Dies überzeugt nicht. Den Erben kennzeichnet gemäß § 1922 BGB, dass auf ihn "aller Rechte und Pflichten" übergehen (Universalsukzession). Dies ist beim Nachlassabwickler (personal representative) englischen Rechts aber nicht der Fall:
- So haftet ein englischer Nachlassabwickler im Grundsatz nicht für die Nachlassverbindlichkeiten; vielmehr sorgt er im Rahmen der Nachlassabwicklung nur für die Tilgung und haftet nur in Ausnahmefällen persönlich.
- Nach den common-law Regeln geht das Eigentum von Grundvermögen - vorbehaltlich des Verwaltungsrechts des Nachlassabwicklers - in bestimmten Konstellationen (z.B. gesetzliche Erbfolge) auf die Begünstigten unmittelbar über; die common-law Regeln sind im englischen Recht zwar durch Gesetz überlagert (S 1 AEA 1925), in manchen Rechtsgebieten gelten sie aber noch heute (so z.B. New York).

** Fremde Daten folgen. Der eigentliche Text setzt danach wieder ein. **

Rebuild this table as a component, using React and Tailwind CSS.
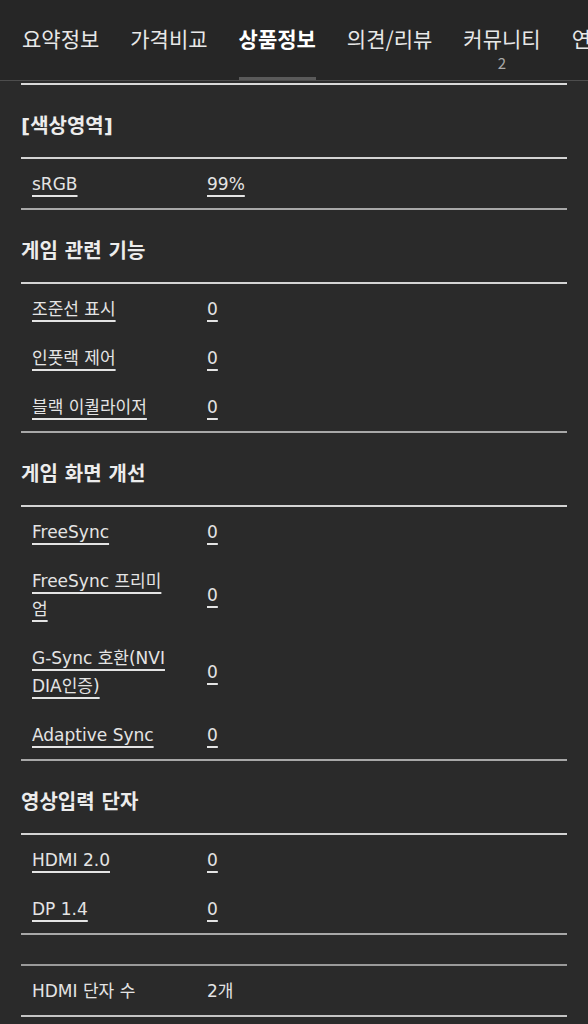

- Der englische Nachlassabwickler wird sich in der Regel nicht ins englische Grundbuch (land registry) eintragen lassen (und wenn doch, wird seine treuhänderische Stellung vermerkt);
- Die vom englischen administrator erworbene "Rechtinhaberschaft" entspricht somit am ehesten dem Verfügungsrecht eines Testamentsvollstreckers nach § 2205 BGB und nicht etwa Eigentum im Sinne von § 903 BGB.
- Der englische administrator erwirbt die "Rechtsinhaberschaft" nicht - wie der Erbe im Sinne von § 1922 BGB - "mit dem Tod" des Erblasser (von selbst). Vielmehr erfolgt der Erwerb der Rechte nach der Rechtsprechung englischer Gerichte (Jennison v Jennison [2022] EWCA Civ 1682) mit der Erteilung des Nachlassabwicklerzeugnisses (letters of administration); es fehlt somit am "Vonselbsterwerb", der den Erben kennzeichnet.
- die Einsetzung als englischer Nachlassabwickler setzt eine entsprechende Eignung voraus, die auch später entfallen kann.
- Ein englischer Nachlassabwickler kann auf begründeten Antrag entlassen werden.
Die Auffassung des OLG Düsseldorf ist im Ergebnis auch unpraktikabel: Sie führt dazu, dass bei Wechsel des Nachlassabwicklers der Erbschein unrichtig wird und somit einzuziehen wäre. Ferner wäre bei einem Spaltnachlass unter Umständen unterschiedlichen Personen ein Erbschein zu erteilen. Schließlich fragt man sich, wie die genau die Beschränkungen der Rechte des Nachlassabwicklers im Erbschein ausgewiesen werden sollen.